I've been around cars long enough to know how to detail a car and how to take care of paint, less is better in most cases. The spray I was talking about comes in a pump spray bottle, it isnt paint or any kind of aerosol can. It's just a clear detailer that gives you a quick detail of your car prior to a show without the fuss of applying wax. This is my first experience with an original 1947 paint job, i'm more intersted in conservation than anything else. And one trip to the detailer could be disastrous, once damage is done it's done.

Posted
might as well just use wd40 then, quick shine and no lasting effects.:rolleyes:

Kerosene or diesel fuel will both work for a quick shine. And there are added benefits of rust protection. Hard to get around the smell though:eek:

Posted

Radioguy, if you really know about detailing and paint you know that putting oil back into old single stage paint is very simple, No one has said anything about hand Glaze. I have cars that have not seen the light of day in years and the second thing I do after washing it is appying a good hand glaze.

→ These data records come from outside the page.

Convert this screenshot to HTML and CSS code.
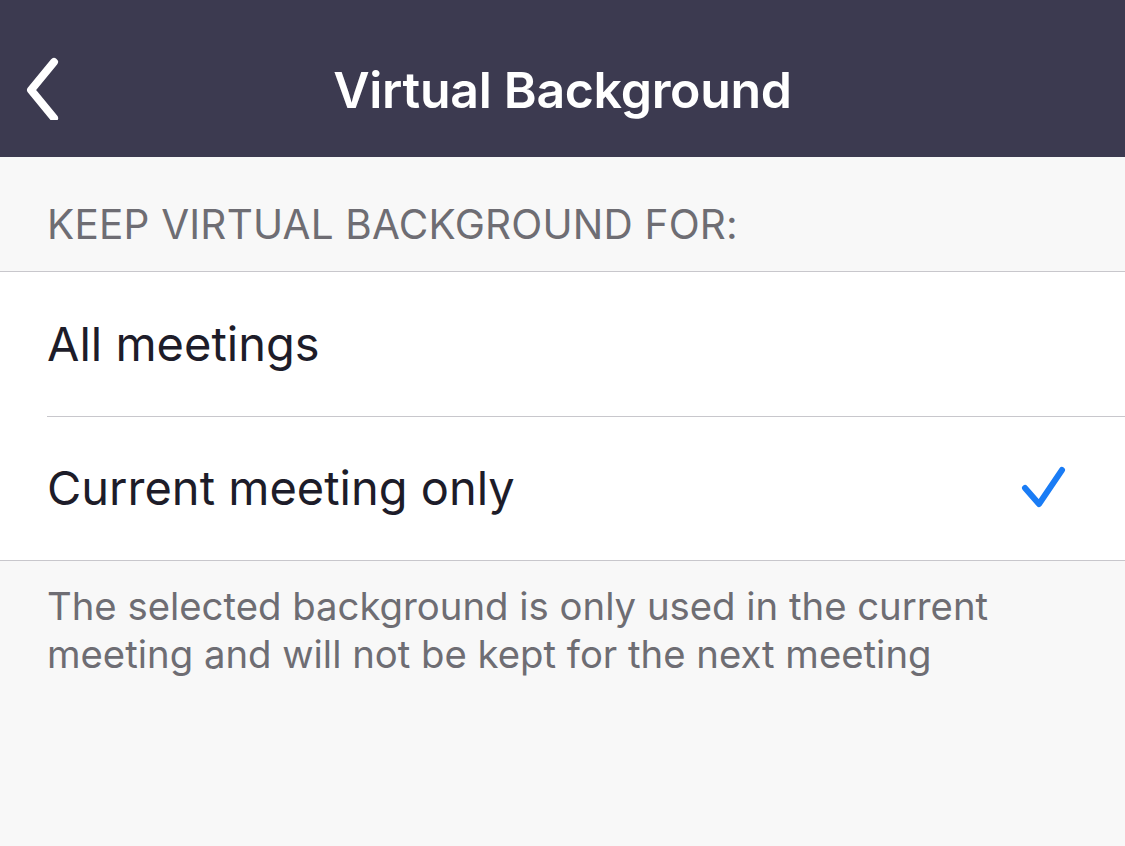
FILE: index.html
```html
<!DOCTYPE html>
<html>
<head>
<meta charset="utf-8">
<link rel="stylesheet" href="styles.css">
</head>
<body>
<header class="nav">
  <button class="back" aria-label="Back">
    <svg width="50" height="80" viewBox="0 0 50 80"><path d="M37 22 L14 50 L37 78" fill="none" stroke="#fff" stroke-width="8" stroke-linecap="round" stroke-linejoin="round"/></svg>
  </button>
  <h1 class="title">Virtual Background</h1>
</header>
<main class="content">
  <div class="section-title">KEEP VIRTUAL BACKGROUND FOR:</div>
  <ul class="list">
    <li class="row"><span class="label">All meetings</span></li>
    <li class="row"><span class="label">Current meeting only</span>
      <svg class="check" width="60" height="60" viewBox="0 0 60 60"><path d="M8 26 L22 42 L45 8" fill="none" stroke="#1a7cf5" stroke-width="6" stroke-linecap="round" stroke-linejoin="round"/></svg>
    </li>
  </ul>
  <p class="footer">The selected background is only used in the current meeting and will not be kept for the next meeting</p>
</main>
</body>
</html>
```
FILE: styles.css
```css
* { box-sizing: border-box; }
html, body { margin: 0; padding: 0; }
body {
  width: 1125px;
  height: 846px;
  background: #f8f8f8;
  font-family: Inter, "Noto Sans", sans-serif;
  overflow: hidden;
}
.nav {
  height: 157px;
  background: #3c3a50;
  position: relative;
  display: flex;
  align-items: center;
  justify-content: center;
}
.back {
  position: absolute;
  left: 17px;
  top: 40px;
  background: none;
  border: 0;
  padding: 0;
  width: 50px;
  height: 80px;
  display: block;
}
.back svg { display: block; }
.title {
  margin: 0;
  color: #fff;
  font-size: 50px;
  font-weight: 600;
  letter-spacing: -0.3px;
  padding-top: 22px;
}
.section-title {
  height: 115px;
  padding: 43px 0 0 47px;
  color: #6e6d73;
  font-size: 40.5px;
  letter-spacing: 0.2px;
  border-bottom: 1px solid #c8c7cc;
}
.list {
  list-style: none;
  margin: 0;
  padding: 0 0 0 47px;
  background: #fff;
  border-bottom: 1px solid #c8c7cc;
}
.row {
  height: 144px;
  display: flex;
  align-items: center;
  justify-content: space-between;
  padding-right: 48px;
  color: #1d1c29;
  font-size: 47px;
}
.row + .row { border-top: 1px solid #c8c7cc; }
.label { padding-bottom: 2px; }
.check { display: block; margin-top: 6px; }
.footer {
  margin: 0;
  padding: 21px 40px 0 47px;
  color: #6e6d73;
  font-size: 38.3px;
  line-height: 48px;
}
```
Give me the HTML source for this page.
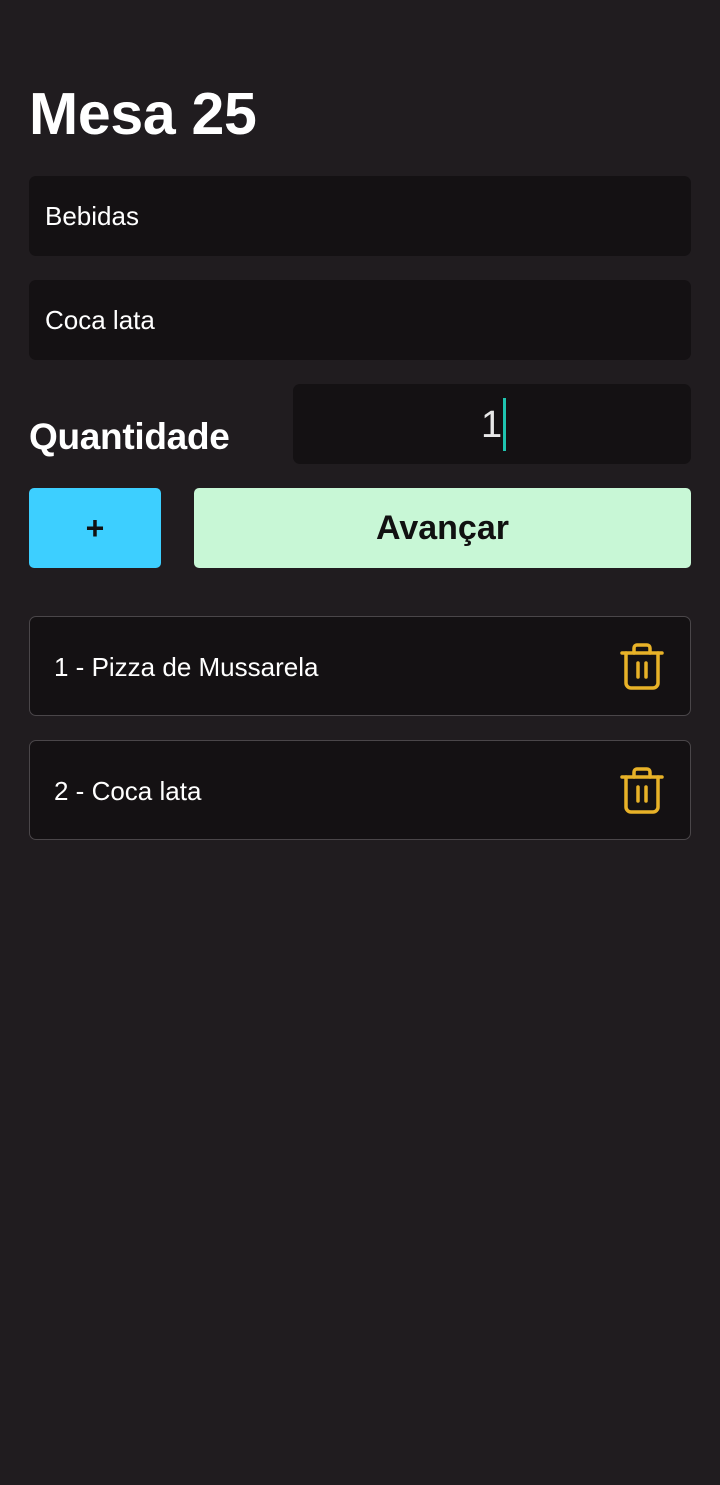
<!DOCTYPE html>
<html><head><meta charset="utf-8"><style>
*{margin:0;padding:0;box-sizing:border-box}
body{width:720px;height:1485px;background:#201c1f;font-family:"Liberation Sans",Arial,sans-serif;color:#fff;position:relative;overflow:hidden}
.a{position:absolute}
.in{background:#141113;border-radius:7px;left:29px;width:662px;height:80px;font-size:26px;padding-left:16px;line-height:80px}
h1{position:absolute;left:29px;top:80px;font-size:59px;font-weight:bold;letter-spacing:-0.3px}
.card{left:29px;width:662px;height:100px;background:#141113;border:1px solid #4a4649;border-radius:7px;font-size:26px;padding-left:24px;line-height:100px}
.card svg{position:absolute;left:589px;top:25px}
</style></head><body>
<h1>Mesa 25</h1>
<div class="a in" style="top:176px">Bebidas</div>
<div class="a in" style="top:280px">Coca lata</div>
<div class="a" style="left:29px;top:416px;font-size:37px;font-weight:bold;letter-spacing:-0.3px">Quantidade</div>
<div class="a" style="left:293px;top:384px;width:398px;height:80px;background:#141113;border-radius:7px"></div>
<div class="a" style="left:481px;top:404px;font-size:38px;color:#e8e8e8">1</div>
<div class="a" style="left:503px;top:398px;width:3px;height:53px;background:#1fc4b0"></div>
<div class="a" style="left:29px;top:488px;width:132px;height:80px;background:#3dcfff;border-radius:5px;color:#111;font-size:32px;font-weight:bold;text-align:center;line-height:80px">+</div>
<div class="a" style="left:194px;top:488px;width:497px;height:80px;background:#c8f7d6;border-radius:5px;color:#111;font-size:34px;font-weight:bold;text-align:center;line-height:80px">Avançar</div>
<div class="a card" style="top:616px">1 - Pizza de Mussarela
<svg width="46" height="50" viewBox="0 0 46 50" fill="none" stroke="#e8b228" stroke-width="3.5" stroke-linecap="round" stroke-linejoin="round"><path d="M3 11H43"/><path d="M15 11V6a3 3 0 0 1 3-3h10a3 3 0 0 1 3 3v5"/><path d="M7 11v30a5 5 0 0 0 5 5h22a5 5 0 0 0 5-5V11"/><path d="M19 21v14M27 21v14"/></svg></div>
<div class="a card" style="top:740px">2 - Coca lata
<svg width="46" height="50" viewBox="0 0 46 50" fill="none" stroke="#e8b228" stroke-width="3.5" stroke-linecap="round" stroke-linejoin="round"><path d="M3 11H43"/><path d="M15 11V6a3 3 0 0 1 3-3h10a3 3 0 0 1 3 3v5"/><path d="M7 11v30a5 5 0 0 0 5 5h22a5 5 0 0 0 5-5V11"/><path d="M19 21v14M27 21v14"/></svg></div>
</body></html>
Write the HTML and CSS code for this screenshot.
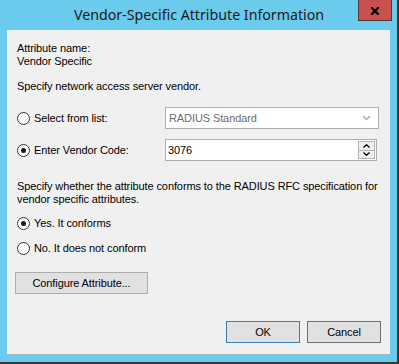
FILE: index.html
```html
<!DOCTYPE html>
<html lang="en">
  <head>
    <meta charset="UTF-8" />
    <title>Vendor-Specific Attribute Information</title>
    <link rel="stylesheet" href="styles.css">
  </head>
  <body>
    <div class="window">
      <div class="titlebar">
        <span class="title">Vendor-Specific Attribute Information</span>
        <div class="close-button">
          <svg viewBox="0 0 8 8" width="8" height="8">
            <path d="M1 1 L7 7 M7 1 L1 7" stroke="#000" stroke-width="2.2" stroke-linecap="square" />
          </svg>
        </div>
      </div>

      <div class="content">
        <div class="text name-text">Attribute name:<br>Vendor Specific</div>
        <div class="text vendor-text">Specify network access server vendor.</div>

        <div class="row row-list">
          <label class="choice">
            <span class="radio"></span>
            Select from list:
          </label>
          <div class="combo">
            <span>RADIUS Standard</span>
            <svg viewBox="0 0 9 6" width="9" height="6">
              <polyline points="1,1 4.5,4.5 8,1" fill="none" stroke="#a8a8a8" stroke-width="1.4" />
            </svg>
          </div>
        </div>

        <div class="row row-code">
          <label class="choice">
            <span class="radio checked"></span>
            Enter Vendor Code:
          </label>
          <div class="numeric">
            <span class="numeric-value">3076</span>
            <div class="spinner">
              <div class="spin-btn">
                <svg viewBox="0 0 7 4" width="7" height="4">
                  <polyline points="0.5,3.5 3.5,0.8 6.5,3.5" fill="none" stroke="#000" stroke-width="1.3" />
                </svg>
              </div>
              <div class="spin-btn">
                <svg viewBox="0 0 7 4" width="7" height="4">
                  <polyline points="0.5,0.5 3.5,3.2 6.5,0.5" fill="none" stroke="#000" stroke-width="1.3" />
                </svg>
              </div>
            </div>
          </div>
        </div>

        <div class="text rfc-text">Specify whether the attribute conforms to the RADIUS RFC specification for vendor specific attributes.</div>

        <label class="row option yes-option">
          <span class="radio checked"></span>
          Yes. It conforms
        </label>
        <label class="row option">
          <span class="radio"></span>
          No. It does not conform
        </label>

        <button class="win-button configure-button">Configure Attribute...</button>

        <div class="footer">
          <button class="win-button default-button">OK</button>
          <button class="win-button">Cancel</button>
        </div>
      </div>
    </div>
  </body>
</html>
```

FILE: styles.css
```css
body {
  margin: 0;
  padding: 0;
  background: #6bcbed;
  font-family: 'Liberation Sans', Arial, sans-serif;
  font-size: 11px;
  color: #000;
}

.window {
  position: relative;
  width: 399px;
  height: 364px;
  box-sizing: border-box;
  background: #6bcbed;
  border-right: 2px solid #2f3a40;
  border-bottom: 2px solid #2f3a40;
  padding: 0 7px 7px 7px;
  display: flex;
  flex-direction: column;
}

.titlebar {
  height: 30px;
  display: flex;
  justify-content: center;
  align-items: flex-start;
}

.title {
  font-family: 'Noto Sans', 'Open Sans', sans-serif;
  font-size: 14.2px;
  line-height: 20px;
  margin-top: 5px;
  margin-left: 1px;
  color: #1a1a1a;
}

.close-button {
  position: absolute;
  top: 0;
  left: 358px;
  width: 32px;
  height: 20px;
  background: #c75050;
  border: 1px solid #5e3434;
  border-top: none;
  display: flex;
  justify-content: center;
  align-items: center;
}

.close-button svg {
  margin-top: 2px;
}

.content {
  flex: 1;
  background: #f0f0f0;
  border-bottom: 1px solid #a9b8bf;
  padding: 12px 9px 0 10px;
  letter-spacing: -0.1px;
  display: flex;
  flex-direction: column;
}

.text {
  line-height: 13px;
}

.vendor-text {
  margin-top: 12px;
}

.row {
  display: flex;
  align-items: center;
}

.row-list {
  height: 22px;
  margin-top: 14px;
}

.row-code {
  height: 22px;
  margin-top: 10px;
}

.choice {
  width: 149px;
  display: flex;
  align-items: center;
}

.radio {
  width: 11px;
  height: 11px;
  border: 1px solid #333;
  border-radius: 50%;
  background: #fff;
  margin-right: 4px;
  display: flex;
  justify-content: center;
  align-items: center;
  flex-shrink: 0;
}

.radio.checked::after {
  content: '';
  width: 5px;
  height: 5px;
  border-radius: 50%;
  background: #1a1a1a;
}

.combo {
  width: 214px;
  height: 22px;
  box-sizing: border-box;
  border: 1px solid #adadad;
  background: #fff;
  color: #6d6d6d;
  display: flex;
  align-items: center;
  justify-content: space-between;
  padding: 0 7px 0 3px;
  margin-left: -1px;
}

.numeric {
  width: 212px;
  height: 22px;
  box-sizing: border-box;
  border: 1px solid #abadb3;
  background: #fff;
  margin-left: -1px;
  display: flex;
  align-items: center;
}

.numeric-value {
  flex: 1;
  padding-left: 2px;
}

.spinner {
  width: 17px;
  height: 18px;
  background: #b4b4b4;
  display: flex;
  flex-direction: column;
  gap: 1px;
  box-sizing: border-box;
  padding: 1px;
  margin-right: 1px;
}

.spin-btn {
  flex: 1;
  background: #f0f0f0;
  display: flex;
  justify-content: center;
  align-items: center;
}

.rfc-text {
  margin-top: 19px;
  width: 372px;
}

.option {
  height: 16px;
}

.yes-option {
  margin-top: 9px;
}

.option + .option {
  margin-top: 9px;
}

.win-button {
  font-family: 'Liberation Sans', Arial, sans-serif;
  font-size: 11px;
  letter-spacing: -0.1px;
  color: #000;
  background: #e1e1e1;
  border: 1px solid #adadad;
  height: 22px;
  width: 74px;
  padding: 0;
  margin: 0;
}

.configure-button {
  width: 133px;
  margin-top: 16px;
  margin-left: -2px;
}

.footer {
  display: flex;
  justify-content: flex-end;
  gap: 7px;
  margin-top: 27px;
}

.default-button {
  border-color: #3c7fb1;
}

.footer .win-button:last-child {
  border-color: #707070;
}
```
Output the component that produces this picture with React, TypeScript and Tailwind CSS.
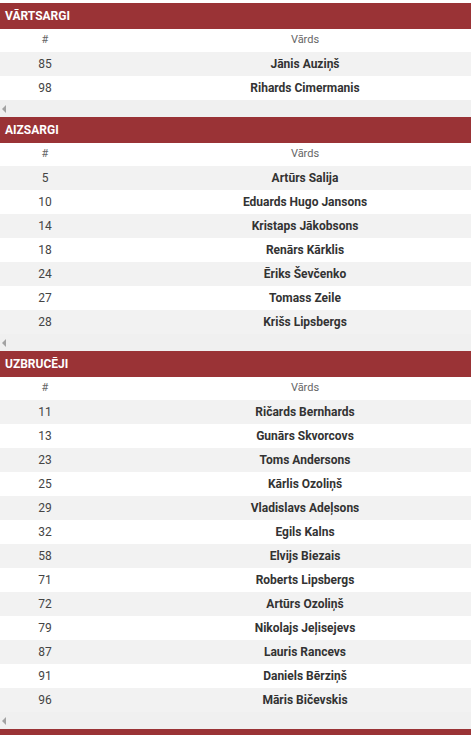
const sections = [
  {
    title: "Vārtsargi",
    players: [
      ["85", "Jānis Auziņš"],
      ["98", "Rihards Cimermanis"],
    ],
  },
  {
    title: "Aizsargi",
    players: [
      ["5", "Artūrs Salija"],
      ["10", "Eduards Hugo Jansons"],
      ["14", "Kristaps Jākobsons"],
      ["18", "Renārs Kārklis"],
      ["24", "Ēriks Ševčenko"],
      ["27", "Tomass Zeile"],
      ["28", "Krišs Lipsbergs"],
    ],
  },
  {
    title: "Uzbrucēji",
    players: [
      ["11", "Ričards Bernhards"],
      ["13", "Gunārs Skvorcovs"],
      ["23", "Toms Andersons"],
      ["25", "Kārlis Ozoliņš"],
      ["29", "Vladislavs Adeļsons"],
      ["32", "Egils Kalns"],
      ["58", "Elvijs Biezais"],
      ["71", "Roberts Lipsbergs"],
      ["72", "Artūrs Ozoliņš"],
      ["79", "Nikolajs Jeļisejevs"],
      ["87", "Lauris Rancevs"],
      ["91", "Daniels Bērziņš"],
      ["96", "Māris Bičevskis"],
    ],
  },
]

function Section({ title, players }: { title: string; players: string[][] }) {
  return (
    <div>
      <div className="h-[26px] bg-[#9a3336] px-[5px] flex items-center text-white font-bold text-[12px] uppercase">
        {title}
      </div>
      <div className="overflow-hidden">
        <table className="w-[520px] border-collapse text-[12px] text-[#333]">
          <thead>
            <tr className="h-[23px] bg-white">
              <th className="w-[90px] font-normal text-[11px] text-[#666]">#</th>
              <th className="font-normal text-[11px] text-[#666]">Vārds</th>
            </tr>
          </thead>
          <tbody>
            {players.map((p, idx) => (
              <tr key={idx} className={"h-[24px] " + (idx % 2 === 0 ? "bg-[#f2f2f2]" : "bg-white")}>
                <td className="text-center text-[#444]">{p[0]}</td>
                <td className="text-center font-bold">{p[1]}</td>
              </tr>
            ))}
          </tbody>
        </table>
      </div>
      <div className="h-[17px] bg-[#f0f0f0] flex items-center pl-[2px]">
        <div className="w-0 h-0 border-y-[4px] border-y-transparent border-r-[4px] border-r-[#a3a3a3]" />
      </div>
    </div>
  )
}

export default function App() {
  return (
    <div className="w-[471px] bg-white pt-[3px]" style={{ fontFamily: "Roboto, 'Liberation Sans', sans-serif" }}>
      {sections.map((s) => (
        <Section key={s.title} title={s.title} players={s.players} />
      ))}
      <div className="h-[26px] bg-[#9a3336]" />
    </div>
  )
}
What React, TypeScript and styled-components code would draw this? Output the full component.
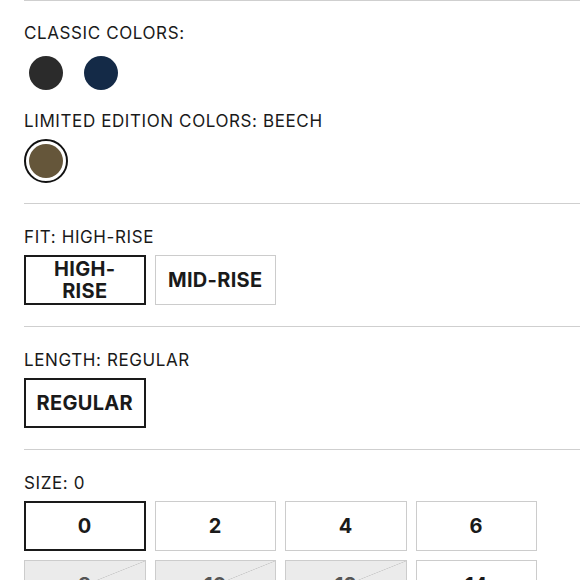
import React, { useState } from "react";
import styled, { createGlobalStyle, css } from "styled-components";

const GlobalStyle = createGlobalStyle`
    html, body {
        margin: 0;
        padding: 0;
        background: #fff;
    }
    body {
        font-family: Inter, "Helvetica Neue", Arial, sans-serif;
        color: #1a1a1a;
        overflow: hidden;
    }
`;

const classicColors = [
    { name: "BLACK", color: "#2b2b2b" },
    { name: "NAVY", color: "#142a47" },
];

const limitedColors = [{ name: "BEECH", color: "#65563a" }];

const fits = ["HIGH-RISE", "MID-RISE"];
const lengths = ["REGULAR"];
const sizes = [
    { label: "0", soldOut: false },
    { label: "2", soldOut: false },
    { label: "4", soldOut: false },
    { label: "6", soldOut: false },
    { label: "8", soldOut: true },
    { label: "10", soldOut: true },
    { label: "12", soldOut: true },
    { label: "14", soldOut: false },
];

/**
 * 商品选项面板
 */
const App = () => {
    const [color, setColor] = useState("BEECH");
    const [fit, setFit] = useState("HIGH-RISE");
    const [length, setLength] = useState("REGULAR");
    const [size, setSize] = useState("0");

    return (
        <Page>
            <GlobalStyle />
            <Section $first>
                <Label>CLASSIC COLORS:</Label>
                <SwatchRow>
                    {classicColors.map((c) => (
                        <Swatch key={c.name} $active={color === c.name} onClick={() => setColor(c.name)}>
                            <Dot $color={c.color} />
                        </Swatch>
                    ))}
                </SwatchRow>
                <Label $spaced>LIMITED EDITION COLORS: {color}</Label>
                <SwatchRow>
                    {limitedColors.map((c) => (
                        <Swatch key={c.name} $active={color === c.name} onClick={() => setColor(c.name)}>
                            <Dot $color={c.color} />
                        </Swatch>
                    ))}
                </SwatchRow>
            </Section>

            <Section>
                <Label>FIT: {fit}</Label>
                <OptionGrid>
                    {fits.map((f) => (
                        <Option key={f} $active={fit === f} onClick={() => setFit(f)}>
                            {f}
                        </Option>
                    ))}
                </OptionGrid>
            </Section>

            <Section>
                <Label>LENGTH: {length}</Label>
                <OptionGrid>
                    {lengths.map((l) => (
                        <Option key={l} $active={length === l} onClick={() => setLength(l)}>
                            {l}
                        </Option>
                    ))}
                </OptionGrid>
            </Section>

            <Section>
                <Label>SIZE: {size}</Label>
                <OptionGrid>
                    {sizes.map((s) => (
                        <Option
                            key={s.label}
                            $active={size === s.label}
                            $soldOut={s.soldOut}
                            onClick={() => !s.soldOut && setSize(s.label)}
                        >
                            {s.label}
                        </Option>
                    ))}
                </OptionGrid>
            </Section>
        </Page>
    );
};

const Page = styled.div`
    padding-left: 24px;
    width: 600px;
`;

const Section = styled.section<{ $first?: boolean }>`
    border-top: 1px solid #cfcfcf;
    padding: ${(p) => (p.$first ? "22px 0 20px" : "23px 0 21px")};
`;

const Label = styled.div<{ $spaced?: boolean }>`
    font-size: 17px;
    line-height: 20px;
    letter-spacing: 0.6px;
    font-weight: 400;
    color: #1a1a1a;
    margin-top: ${(p) => (p.$spaced ? "16px" : "0")};
    margin-bottom: 8px;
`;

const SwatchRow = styled.div`
    display: flex;
    gap: 11px;
`;

const Swatch = styled.div<{ $active?: boolean }>`
    box-sizing: border-box;
    width: 44px;
    height: 44px;
    border-radius: 50%;
    padding: 3px;
    border: 2px solid ${(p) => (p.$active ? "#111" : "transparent")};
    cursor: pointer;
`;

const Dot = styled.div<{ $color: string }>`
    width: 100%;
    height: 100%;
    border-radius: 50%;
    background: ${(p) => p.$color};
`;

const OptionGrid = styled.div`
    display: grid;
    grid-template-columns: repeat(4, 121.5px);
    gap: 9px;
`;

const Option = styled.button<{ $active?: boolean; $soldOut?: boolean }>`
    position: relative;
    box-sizing: border-box;
    height: 50px;
    padding: 0 10px;
    display: flex;
    align-items: center;
    justify-content: center;
    text-align: center;
    font-family: Inter, "Helvetica Neue", Arial, sans-serif;
    font-size: 20px;
    line-height: 22px;
    font-weight: 700;
    letter-spacing: 0.3px;
    color: #1a1a1a;
    background: #fff;
    border: 1px solid #cccccc;
    cursor: pointer;
    overflow: hidden;

    ${(p) =>
        p.$active &&
        css`
            border: 2px solid #1a1a1a;
        `}

    ${(p) =>
        p.$soldOut &&
        css`
            background: #ebebeb;
            color: #555;
            cursor: default;
            background-image: linear-gradient(
                to bottom right,
                transparent calc(50% - 0.6px),
                #c8c8c8 50%,
                transparent calc(50% + 0.6px)
            );
        `}
`;

export default App;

If the paint is any good at all this will bring it back. You have to know how to appy it though as hand glaze is not wax. It is not cheap good hand glaze cost about 50.00 dollars a bottle. When it comes to cleaning chrome the finer the wool the better, copper pads is a great idea:)

Posted
might as well just use wd40 then, quick shine and no lasting effects.:rolleyes:

I was actually thinking about using pledge furniture polish, don't laugh, used to use it on my M37 power wagon prior to parades. I first saw a guy using it and thought he was nuts, until I tried it, works great! It's true, when paint gets tired you need to put the oils back into it for any kind of lasting shine. Military vehicles tend to sit for a while in between uses and the sun is brutal on the dark green finishes.

I was going to mess with it last night and take some pics, but...spring obviously is here, the whole car was covered with pollen dust and those stupid little buds from the trees. My fault for not covering it back up after.